Regarding the defendant’s claim that a picture of the victim was
erroneously introduced at trial, we hold that the record clearly demonstrates that Exhibit
Nine is in fact the permission to search form signed by the defendant on July 19, 1993.
When asked to identify Exhibit Nine, Sheriff Mercer identified the exhibit as a
permission to search form. We note that the Certificate of Appellate Record contained
in the technical record reflects that Exhibit Nine is a photograph and that the original
exhibit is contained in the appellate record of Judy Leath’s case. However, a review of
the appellate record in Judy Leath’s case shows that Exhibit Nine is a permission to
search form. Thus, the defendant mistakenly believed that the exhibit was a picture,
and the trial court did not err.
33
IV. SENTENCING
The defendant asserts that the eighty-year sentence imposed by the trial
court is excessive and unfair. The defendant concedes that the trial court appropriately
applied enhancement factor (15), but he asserts that the trial court should not have
applied enhancement factors (2), (7) and (16) and that it improperly failed to consider
any mitigating factors. The defendant also contends that the trial court erroneously
ordered the defendant to serve his sentences consecutively. We hold that the trial
court inappropriately applied factors (2) and (16) to all convictions and factor (7) to the
rape of a child convictions. We also conclude that the trial court failed to consider
applicable mitigating factors. We believe, however, that the mid-range sentences
imposed by the trial court for each conviction are warranted in this case and that
consecutive sentences are supported by the record.

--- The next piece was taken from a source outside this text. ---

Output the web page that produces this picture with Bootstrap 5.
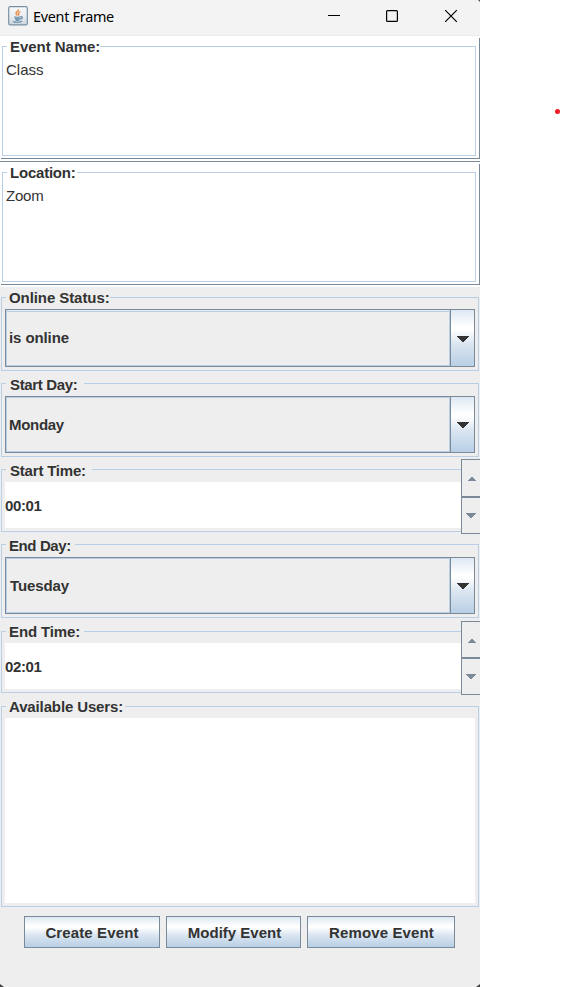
<!DOCTYPE html>
<html lang="en">
<head>
<meta charset="utf-8">
<title>Event Frame</title>
<link href="https://cdn.jsdelivr.net/npm/bootstrap@5.3.0/dist/css/bootstrap.min.css" rel="stylesheet">
<style>
body{background:#fff;height:987px;overflow:hidden;font-family:"Liberation Sans",Arial,sans-serif;font-size:15px;color:#333;line-height:17px}
svg{display:block}
.frame{width:480px;height:987px;background:#eee}
.titlebar{height:36px;background:#f3f3f3;border-bottom:1px solid #ebebeb;color:#000}
.caption{font:14.4px/20px "Noto Sans","Open Sans",sans-serif;letter-spacing:-.28px;margin:-2px 0 0 5px}
.java{margin:-3px 0 0 8px}
.area{background:#fff;padding:2px 4px 2px 2px}
.area-name{height:125px;background:linear-gradient(#7a8a99,#7a8a99) 1px 122px/479px 1px no-repeat,linear-gradient(#7a8a99,#7a8a99) 479px 2px/1px 121px no-repeat,#fff}
.area-place{height:126px;background:linear-gradient(#7a8a99,#7a8a99) 0 0/480px 1px no-repeat,linear-gradient(#7a8a99,#7a8a99) 1px 123px/479px 1px no-repeat,linear-gradient(#7a8a99,#7a8a99) 479px 3px/1px 121px no-repeat,#fff;padding-top:3px}
.group{border:1px solid #b8cfe5;padding:0 3px;width:478px;margin-left:1px}
.area .group{width:474px;height:118px;margin:0}
.group legend{float:none;margin:0 0 0 1px;padding:0 0 0 3px;font-size:15px;font-weight:700;line-height:17px;height:17px;white-space:nowrap;width:var(--w);letter-spacing:var(--ls,0)}
.group legend.low{line-height:19px}
.group legend.in{padding-left:4px}
.value{padding-top:6px;font-size:15px}
.h82{height:82px}
.combo{width:470px;height:57px;border:1px solid #7a8a99;margin-top:4px;font-weight:700}
.combo-tall{height:58px;margin-top:3px}
.combo-text{border:1px solid #b8cfe5;padding-left:2px}
.combo-tall .combo-text{border-top:0;box-shadow:inset 0 1px #eee,inset 0 2px #b8cfe5,inset 0 -1px #eee}
.combo-btn{width:24px;border-left:1px solid #7a8a99;padding-right:1px;background:linear-gradient(#dde8f3,#fff 30%,#fff 35%,#dbe6f1 60%,#b8cfe5)}
.combo-tall .combo-btn{padding-top:2px}
.spinrow .group{width:460px;border-right:0;padding-right:0}
.field{background:#fff;height:46px;margin-top:4px;font-weight:700;letter-spacing:-.4px}
.spin{width:19px;height:75px;margin-top:-2px;border:1px solid #7a8a99;border-right:0}
.spin div{height:35px;padding-bottom:1px}
.spin div:first-child{height:38px;border-bottom:2px solid #7a8a99;padding:2px 0 0}
.spin-short div:first-child{height:37px}
.spin-short div{height:35px}
.users{height:185px;background:#fff;margin-top:3px}
.actions{margin-top:9px;padding-left:24px}
.metal{height:32px;border:1px solid #7a8a99;border-radius:0;padding:0;font-size:15px;line-height:17px;font-weight:700;color:#333;background:linear-gradient(#dde8f3,#fff 30%,#fff 35%,#dbe6f1 60%,#b8cfe5);letter-spacing:.12px}
.dot{width:5px;height:5px;border-radius:50%;background:#ed1c24;margin:109px 0 0 75px}
.corner{height:3px;margin-top:36px}
</style>
</head>
<body>
<div class="d-flex">
<main class="frame flex-shrink-0">
  <header class="titlebar d-flex align-items-center">
    <svg class="java" width="20" height="20" viewBox="0 0 20 20"><defs><linearGradient id="jb" x2="0" y2="1"><stop stop-color="#f7f8f9"/><stop offset=".55" stop-color="#e9edf0"/><stop offset="1" stop-color="#cbd5dd"/></linearGradient></defs><rect x=".7" y=".7" width="18.6" height="18.2" rx="1.5" fill="url(#jb)" stroke="#7892a5" stroke-width="1.2"/><path d="M10.3 3.4C11 5 7.4 6.1 8 7.7c.3.7 1.1 1.1 1.3 1.8M12.3 5.6c-1.8.8-2.6 1.5-1.8 2.4.6.7.2 1.1-.3 1.5" fill="none" stroke="#ee8c45" stroke-width="1.4"/><path d="M6.3 10.7c2 .7 4.6.7 6.2 0M6.8 12.4c1.8.7 3.8.6 5.4.1M7.5 14c1.6.5 2.8.5 4 0M5 15.4c2.6 1.2 7 1 9-.2M12.6 10.7c2.6-.4 2.3 2-.3 2.4" fill="none" stroke="#5b86a5" stroke-width="1.1"/></svg>
    <span class="caption">Event Frame</span>
    <svg class="ms-auto" width="152" height="35" viewBox="0 0 152 35" fill="none" stroke="#000"><path d="M0 15.5h12"/><rect x="58.6" y="10.6" width="10.8" height="10.8" rx="1" stroke-width="1.2"/><path d="M117.2 10.2l11.6 11.6M128.8 10.2L117.2 21.8" stroke-width="1.2"/><path d="M150 0h2v2z" fill="#555" stroke="none"/></svg>
  </header>

  <section class="area area-name">
    <fieldset class="group" style="--w:93px;--ls:-.05px"><legend>Event Name:</legend><div class="value">Class</div></fieldset>
  </section>
  <section class="area area-place">
    <fieldset class="group" style="--w:70px;--ls:-.22px"><legend>Location:</legend><div class="value" style="letter-spacing:-.2px">Zoom</div></fieldset>
  </section>

  <fieldset class="group h82" style="--w:104px;--ls:-.08px;margin-top:2px"><legend>Online Status:</legend>
    <div class="combo combo-tall d-flex"><div class="combo-text flex-grow-1 d-flex align-items-center" style="letter-spacing:-.1px">is online</div><div class="combo-btn d-flex align-items-center justify-content-center"><svg width="13" height="6" shape-rendering="crispEdges"><path d="M0 0h13L7 6H6z" fill="#333"/></svg></div></div>
  </fieldset>
  <fieldset class="group h82" style="--w:78px;--ls:-.35px;margin-top:4px"><legend class="low in">Start Day:</legend>
    <div class="combo d-flex"><div class="combo-text flex-grow-1 d-flex align-items-center" style="letter-spacing:-.3px">Monday</div><div class="combo-btn d-flex align-items-center justify-content-center"><svg width="13" height="6" shape-rendering="crispEdges"><path d="M0 0h13L7 6H6z" fill="#333"/></svg></div></div>
  </fieldset>
  <div class="spinrow d-flex align-items-start" style="margin-top:4px">
    <fieldset class="group" style="--w:86px;--ls:-.2px;height:71px"><legend class="low in">Start Time:</legend><div class="field d-flex align-items-center">00:01</div></fieldset>
    <div class="spin"><div class="d-flex align-items-center justify-content-center"><svg width="9" height="4" shape-rendering="crispEdges"><path d="M0 4h9L5 0H4z" fill="#7a8a99"/></svg></div><div class="d-flex align-items-center justify-content-center"><svg width="10" height="5" shape-rendering="crispEdges"><path d="M0 0h10L5.5 5h-1z" fill="#7a8a99"/></svg></div></div>
  </div>
  <fieldset class="group h82" style="--w:69px;--ls:-.4px;margin-top:2px"><legend class="low">End Day:</legend>
    <div class="combo d-flex"><div class="combo-text flex-grow-1 d-flex align-items-center" style="padding-left:3px;letter-spacing:-.1px">Tuesday</div><div class="combo-btn d-flex align-items-center justify-content-center"><svg width="13" height="6" shape-rendering="crispEdges"><path d="M0 0h13L7 6H6z" fill="#333"/></svg></div></div>
  </fieldset>
  <div class="spinrow d-flex align-items-start" style="margin-top:5px">
    <fieldset class="group" style="--w:78px;--ls:-.12px;height:70px"><legend>End Time:</legend><div class="field d-flex align-items-center" style="margin-top:3px">02:01</div></fieldset>
    <div class="spin spin-short" style="height:74px"><div class="d-flex align-items-center justify-content-center"><svg width="9" height="4" shape-rendering="crispEdges"><path d="M0 4h9L5 0H4z" fill="#7a8a99"/></svg></div><div class="d-flex align-items-center justify-content-center"><svg width="10" height="5" shape-rendering="crispEdges"><path d="M0 0h10L5.5 5h-1z" fill="#7a8a99"/></svg></div></div>
  </div>
  <fieldset class="group" style="--w:119px;--ls:-.13px;height:209px;margin-top:3px"><legend>Available Users:</legend><div class="users"></div></fieldset>

  <div class="actions d-flex">
    <button class="btn metal" style="width:136px">Create Event</button>
    <button class="btn metal" style="width:135px;margin-left:6px;padding-left:2px;letter-spacing:0">Modify Event</button>
    <button class="btn metal" style="width:148px;margin-left:6px;padding-left:1px">Remove Event</button>
  </div>
  <div class="corner d-flex justify-content-between"><svg width="4" height="3"><path d="M0 0l4 3H0z" fill="#444"/></svg><svg width="4" height="3"><path d="M4 0L0 3h4z" fill="#444"/></svg></div>
</main>
<div class="dot"></div>
</div>
<script src="https://cdn.jsdelivr.net/npm/bootstrap@5.3.0/dist/js/bootstrap.bundle.min.js"></script>
</body>
</html>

Appellate review of sentencing is de novo on the record with a
presumption that the trial court's determinations are correct. T.C.A. § 40-35-401(d). As
the Sentencing Commission Comments to this section notes, the burden is now on the
defendant to show that the sentence is improper. This means that if the trial court
followed the statutory sentencing procedure, made findings of fact that are adequately
supported in the record, and gave due consideration and proper weight to the factors
and principles that are relevant to sentencing under the 1989 Sentencing Act, we may
not disturb the sentence even if a different result were preferred. State v. Fletcher, 805
S.W.2d 785, 789 (Tenn. Crim. App. 1991).
However, "the presumption of correctness which accompanies the trial
court's action is conditioned upon the affirmative showing in the record that the trial
court considered the sentencing principles and all relevant facts and circumstances."

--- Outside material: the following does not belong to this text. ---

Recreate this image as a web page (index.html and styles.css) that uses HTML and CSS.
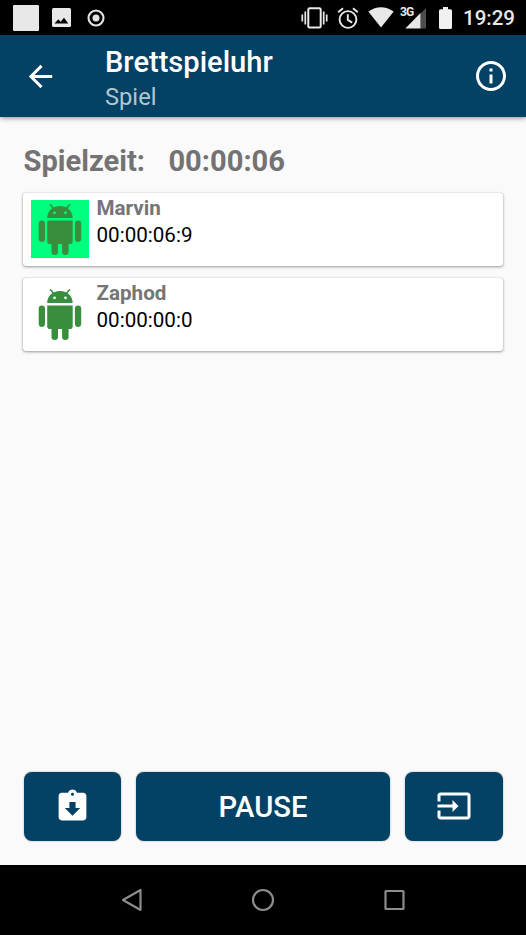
FILE: index.html
```html
<!DOCTYPE html>
<html lang="de">
<head>
<meta charset="utf-8">
<title>Brettspieluhr</title>
<link rel="stylesheet" href="styles.css">
</head>
<body>
<div class="screen">
  <div class="status">
    <div class="notifications">
      <span class="block"></span>
      <svg width="19" height="19" viewBox="0 0 19 19"><path fill="#e8e8e8" fill-rule="evenodd" d="M1.5 0h16A1.5 1.5 0 0 1 19 1.500v16a1.500 1.500 0 0 1-1.500 1.500h-16A1.500 1.500 0 0 1 0 17.500v-16A1.500 1.500 0 0 1 1.500 0zM2.500 15.500h13.800l-4.300-5.800-3.400 4-2.300-2.500z"/></svg>
      <svg width="18" height="18" viewBox="0 0 18 18"><circle cx="9" cy="9" r="7.500" fill="none" stroke="#e4e4e4" stroke-width="2.100"/><circle cx="9" cy="9" r="3.500" fill="#e4e4e4"/></svg>
    </div>
    <div class="system">
      <svg class="vibrate" width="27" height="22" viewBox="0 0 27 22" fill="none" stroke="#e8e8e8"><rect x="7.300" y="1.200" width="12.400" height="19.400" rx="1.500" stroke-width="2"/><path stroke-width="1.700" d="M4.300 4.500v13M1.300 7.500v7M22.700 4.500v13M25.700 7.500v7"/></svg>
      <svg class="alarm" width="22" height="22" viewBox="0 0 22 22" fill="none" stroke="#e8e8e8" stroke-width="1.900"><circle cx="11" cy="12.500" r="8.400"/><path d="M1.200 5.300 6 1.300M20.800 5.300 16 1.300M10.800 7.300v5.600l4.400 2.700"/></svg>
      <svg class="wifi" width="26" height="21" viewBox="0 0 26 21"><path fill="#e8e8e8" d="M13 20.500.3 4.500Q13-4 25.700 4.500z"/></svg>
      <div class="signal">
        <span class="net">3G</span>
        <svg width="26" height="21" viewBox="0 0 26 21"><path fill="#4d4d4d" d="M20.500 5.700 26 0v20.500h-5.500z"/><path fill="#e8e8e8" d="M20.500 5v15.500H5.300z"/></svg>
      </div>
      <svg class="battery" width="13" height="22" viewBox="0 0 13 22"><path fill="#f0f0f0" d="M4 0h5v2.300h2.500q1.500 0 1.500 1.500v16.700q0 1.500-1.500 1.500h-10Q0 22 0 20.500V3.800q0-1.500 1.500-1.500H4z"/></svg>
      <span class="clock">19:29</span>
    </div>
  </div>

  <header class="appbar">
    <svg class="back" width="35" height="35" viewBox="0 0 24 24"><path fill="#fff" d="M20 11H7.830l5.590-5.590L12 4l-8 8 8 8 1.410-1.410L7.830 13H20z"/></svg>
    <div class="titles">
      <h1 class="title">Brettspieluhr</h1>
      <div class="subtitle">Spiel</div>
    </div>
    <svg class="info" width="36" height="36" viewBox="0 0 24 24"><path fill="#fff" d="M11 17h2v-6h-2zm1-15C6.480 2 2 6.480 2 12s4.480 10 10 10 10-4.480 10-10S17.520 2 12 2zm0 18c-4.410 0-8-3.590-8-8s3.590-8 8-8 8 3.590 8 8-3.590 8-8 8zM11 9h2V7h-2z"/></svg>
  </header>

  <main class="content">
    <div class="total"><span>Spielzeit:</span><span>00:00:06</span></div>
    <div class="players">
      <div class="card">
        <svg class="avatar active" viewBox="0 0 58 58"><use href="#robot"/></svg>
        <div class="player"><div class="name">Marvin</div><div class="time">00:00:06:9</div></div>
      </div>
      <div class="card">
        <svg class="avatar" viewBox="0 0 58 58">
          <g id="robot" fill="#388e3c">
            <path fill-rule="evenodd" d="M16.200 18C16.200 11 21.500 6 29 6s12.700 5 12.700 12zM23.500 11.400a1.400 1.400 0 1 0 0 2.800 1.400 1.400 0 0 0 0-2.800zM34.500 11.400a1.400 1.400 0 1 0 0 2.800 1.400 1.400 0 0 0 0-2.800z"/>
            <path fill="none" stroke="#388e3c" stroke-width="1.500" stroke-linecap="round" d="m19.500 4.700 3.300 4M38.500 4.700l-3.300 4"/>
            <path d="M16.200 20.500h25.500v20.700q0 2.800-2.800 2.800H19q-2.800 0-2.800-2.800z"/>
            <rect x="7.700" y="20.500" width="6.300" height="21.500" rx="3.150"/>
            <rect x="43.900" y="20.500" width="6.300" height="21.500" rx="3.150"/>
            <path d="M20.500 42h6.500v9.800a3.250 3.250 0 0 1-6.500 0zM31.100 42h6.500v9.800a3.250 3.250 0 0 1-6.500 0z"/>
          </g>
        </svg>
        <div class="player"><div class="name">Zaphod</div><div class="time">00:00:00:0</div></div>
      </div>
    </div>
    <div class="actions">
      <button class="btn"><svg width="37" height="37" viewBox="0 0 24 24"><path fill="#fff" d="M19 3h-4.180C14.400 1.840 13.300 1 12 1c-1.300 0-2.400.84-2.820 2H5c-1.100 0-2 .9-2 2v14c0 1.100.9 2 2 2h14c1.100 0 2-.9 2-2V5c0-1.100-.9-2-2-2zm-7 0c.55 0 1 .45 1 1s-.45 1-1 1-1-.45-1-1 .45-1 1-1zm0 15l-5-5h3V9h4v4h3z"/></svg></button>
      <button class="btn"><span class="label">PAUSE</span></button>
      <button class="btn"><svg width="36" height="36" viewBox="0 0 24 24"><path fill="#fff" d="M21 3.010H3c-1.100 0-2 .9-2 2V9h2V4.990h18v14.030H3V15H1v4.010c0 1.100.9 1.980 2 1.980h18c1.100 0 2-.88 2-1.980v-14c0-1.110-.9-2-2-2zM11 16l4-4-4-4v3H1v2h10z"/></svg></button>
    </div>
  </main>

  <nav class="navbar">
    <svg width="22" height="24" viewBox="0 0 22 24"><path d="M3 12 20.500 2v20z"/></svg>
    <svg width="24" height="24" viewBox="0 0 24 24"><circle cx="12" cy="12" r="10"/></svg>
    <svg width="22" height="24" viewBox="0 0 22 24"><rect x="1.500" y="3" width="18" height="18" rx=".5"/></svg>
  </nav>
</div>
</body>
</html>
```

FILE: styles.css
```css
* { box-sizing: border-box; }
body { margin: 0; font-family: Roboto, sans-serif; background: #fafafa; }
svg { display: block; flex: none; }
.screen { width: 526px; height: 935px; display: flex; flex-direction: column; overflow: hidden; }

.status { height: 35px; flex: none; background: #000; display: flex; justify-content: space-between; padding: 0 12px 0 13px; }
.notifications { display: flex; align-items: center; }
.block { width: 26px; height: 26px; background: #e8e8e8; border-radius: 1px; margin-right: 13px; }
.notifications svg + svg { margin-left: 16px; }
.system { display: flex; align-items: center; }
.alarm { margin-left: 9px; }
.wifi { margin-left: 9px; }
.signal { position: relative; margin-left: 6px; }
.signal svg { margin-top: 1px; }
.net { position: absolute; left: 0; top: -1px; font-size: 12px; line-height: 12px; font-weight: 700; color: #e8e8e8; letter-spacing: -.8px; }
.battery { margin-left: 13px; }
.clock { width: 51px; margin: 1px 0 0 11px; font-size: 20.500px; line-height: 24px; font-weight: 500; color: #e8e8e8; white-space: nowrap; }

.appbar { position: relative; height: 82px; flex: none; background: #034264; display: flex; align-items: center; padding: 0 17px 0 23px; box-shadow: 0 1px 5px rgba(0, 0, 0, .45); color: #fff; }
.titles { margin: 4px 0 0 47px; flex: 1; }
.title { margin: 0; font-size: 29.100px; line-height: 35px; font-weight: 500; }
.subtitle { font-size: 23.700px; line-height: 28px; margin-top: 3px; color: #b3c6d0; }

.content { flex: 1; display: flex; flex-direction: column; padding: 27px 23px 24px; }
.total { display: flex; gap: 23.500px; padding-left: .5px; font-size: 29.100px; line-height: 35px; font-weight: 700; color: #737373; }
.players { display: flex; flex-direction: column; gap: 11.700px; margin-top: 13.700px; }
.card { height: 73.300px; display: flex; background: #fff; border-radius: 3px; padding: 7.500px; box-shadow: 0 1px 3px rgba(0, 0, 0, .38), 0 0 1px rgba(0, 0, 0, .25); }
.avatar { width: 58px; height: 58px; }
.card .active { margin-top: -.5px; background: #00ff7f; }
.player { margin-left: 8px; font-size: 20.600px; line-height: 24px; }
.name { font-weight: 700; color: #757575; margin-top: -4.500px; }
.time { color: #000; margin-top: 3.500px; }

.actions { margin: auto .5px 0; display: grid; grid-template-columns: 97.500px 254px 97.500px; justify-content: space-between; height: 69.500px; }
.btn { display: flex; align-items: center; justify-content: center; border: 0; border-radius: 8px; padding: 0; background: #034264; color: #fff; font: 500 29.200px/35px Roboto, sans-serif; box-shadow: 0 0 2px rgba(0, 0, 0, .35); }
.label { padding-top: 2px; }

.navbar { height: 70px; flex: none; background: #000; display: flex; align-items: center; justify-content: space-between; padding: 0 120px; }
.navbar svg { fill: none; stroke: #8c8c8c; stroke-width: 2.200; stroke-linejoin: round; }
```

State v. Ashby, 823 S.W.2d 166, 169 (Tenn. 1991). In this respect, for the purpose of
meaningful appellate review,
34
the trial court must place on the record its reasons for arriving
at the final sentencing decision, identify the mitigating and
enhancement factors found, state the specific facts supporting
each enhancement factor found, and articulate how the
mitigating and enhancement factors have been evaluated and
balanced in determining the sentence. T.C.A. § 40-35-210(f)
(1990).
State v. Jones, 883 S.W.2d 597, 599 (Tenn. 1994).

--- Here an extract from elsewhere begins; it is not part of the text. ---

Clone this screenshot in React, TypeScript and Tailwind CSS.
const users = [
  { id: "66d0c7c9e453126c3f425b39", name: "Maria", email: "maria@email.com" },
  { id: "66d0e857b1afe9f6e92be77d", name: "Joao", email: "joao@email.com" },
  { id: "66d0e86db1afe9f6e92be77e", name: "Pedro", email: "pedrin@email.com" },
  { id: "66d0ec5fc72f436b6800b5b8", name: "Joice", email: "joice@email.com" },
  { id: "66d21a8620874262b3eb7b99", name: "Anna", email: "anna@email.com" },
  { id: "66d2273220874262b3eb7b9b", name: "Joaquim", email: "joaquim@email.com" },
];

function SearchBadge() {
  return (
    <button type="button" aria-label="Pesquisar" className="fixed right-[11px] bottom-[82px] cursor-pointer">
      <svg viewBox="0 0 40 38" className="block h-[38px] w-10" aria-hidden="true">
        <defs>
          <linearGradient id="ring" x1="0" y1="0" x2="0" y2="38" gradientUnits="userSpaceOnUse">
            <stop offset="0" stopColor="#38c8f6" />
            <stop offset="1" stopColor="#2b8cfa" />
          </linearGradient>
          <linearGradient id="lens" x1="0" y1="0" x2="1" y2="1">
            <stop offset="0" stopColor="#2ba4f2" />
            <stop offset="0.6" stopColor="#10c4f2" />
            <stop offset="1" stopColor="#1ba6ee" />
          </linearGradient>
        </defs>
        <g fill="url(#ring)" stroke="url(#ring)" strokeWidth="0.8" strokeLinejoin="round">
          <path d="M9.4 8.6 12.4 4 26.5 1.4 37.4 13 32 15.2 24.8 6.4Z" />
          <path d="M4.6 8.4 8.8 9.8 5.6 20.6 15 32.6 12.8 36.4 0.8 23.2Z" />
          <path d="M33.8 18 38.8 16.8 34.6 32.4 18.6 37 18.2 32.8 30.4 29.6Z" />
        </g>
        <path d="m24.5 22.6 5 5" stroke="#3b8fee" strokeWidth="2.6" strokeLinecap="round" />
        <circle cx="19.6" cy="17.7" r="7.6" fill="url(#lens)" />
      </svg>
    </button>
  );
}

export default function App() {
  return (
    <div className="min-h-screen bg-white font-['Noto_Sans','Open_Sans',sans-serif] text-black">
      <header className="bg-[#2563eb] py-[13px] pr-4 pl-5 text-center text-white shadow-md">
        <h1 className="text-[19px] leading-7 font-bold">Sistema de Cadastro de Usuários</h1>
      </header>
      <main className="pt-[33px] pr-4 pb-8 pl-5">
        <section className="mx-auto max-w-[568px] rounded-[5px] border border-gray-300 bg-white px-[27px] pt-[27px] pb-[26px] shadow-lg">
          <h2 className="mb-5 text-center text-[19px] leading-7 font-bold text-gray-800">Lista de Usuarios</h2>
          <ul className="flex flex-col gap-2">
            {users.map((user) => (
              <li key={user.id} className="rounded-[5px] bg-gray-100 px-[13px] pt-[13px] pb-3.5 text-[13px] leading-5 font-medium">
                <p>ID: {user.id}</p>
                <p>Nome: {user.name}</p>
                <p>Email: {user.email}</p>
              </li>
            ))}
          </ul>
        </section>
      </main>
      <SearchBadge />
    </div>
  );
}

Also, in conducting a de novo review, we must consider (1) the evidence,
if any, received at the trial and sentencing hearing, (2) the presentence report, (3) the
principles of sentencing and arguments as to sentencing alternatives, (4) the nature
and characteristics of the criminal conduct, (5) any mitigating or statutory enhancement
factors, (6) any statement that the defendant made on his own behalf and (7) the
potential for rehabilitation or treatment. T.C.A. §§ 40-35-102, -103 and -210; see
Ashby, 823 S.W.2d at 168; State v. Moss, 727 S.W.2d 229, 236-37 (Tenn. 1986).
The sentence to be imposed by the trial court is presumptively the
minimum in the range unless there are enhancement factors present. T.C.A. § 40-35-
210(c).5 Procedurally, the trial court is to increase the sentence within the range based
upon the existence of enhancement factors and, then, reduce the sentence as
appropriate for any mitigating factors. T.C.A. § 40-35-210(d) and (e). The weight to be
afforded an existing factor is left to the trial court's discretion so long as it complies with
the purposes and principles of the 1989 Sentencing Act and its findings are adequately
supported by the record. T.C.A. § 40-35-210, Sentencing Commission Comments;
Moss, 727 S.W.2d at 237; see Ashby, 823 S.W.2d at 169.
At the sentencing hearing, Bill Hyden, a probation officer, testified that he
conducted a presentence investigation. He stated that the victim and her brother had
been placed in a foster home. Mr. Hyden said that during his interview of the defendant
5
For Class A felonies committed on or after July 1, 1995, the presumptive sentence is the
midp oint of the ra nge. See T.C.A. § 40-35-210(c).
35
regarding the offense, the defendant was “bluntly assertive” and told him that he
believed he was satisfying the victim’s sexual desires. He stated that the defendant
denied that he committed the crimes for his own desire for pleasure or excitement,
claiming that he did it all for the victim. He said that he questioned the defendant about
his remorse for committing the crimes, and the defendant told him that he would have
done things differently if he had it to do over again. Mr. Hyden testified that the
defendant did not express any concern for the victim and stated that it was obvious to
him that the defendant had no remorse. He stated that the defendant also denied
taking photographs of the victim and having pornographic movies. He acknowledged
that a mental evaluation had been performed on the defendant before trial but that he
had been determined to be competent to stand trial. Mr. Hyden testified that he
believed the victim would have emotional and mental scars because she would
remember what happened and people would ask her about it. He also believed that the
potential for bodily injury to the victim was great based upon the victim’s testimony that
it hurt when the defendant tried to stick his penis inside her.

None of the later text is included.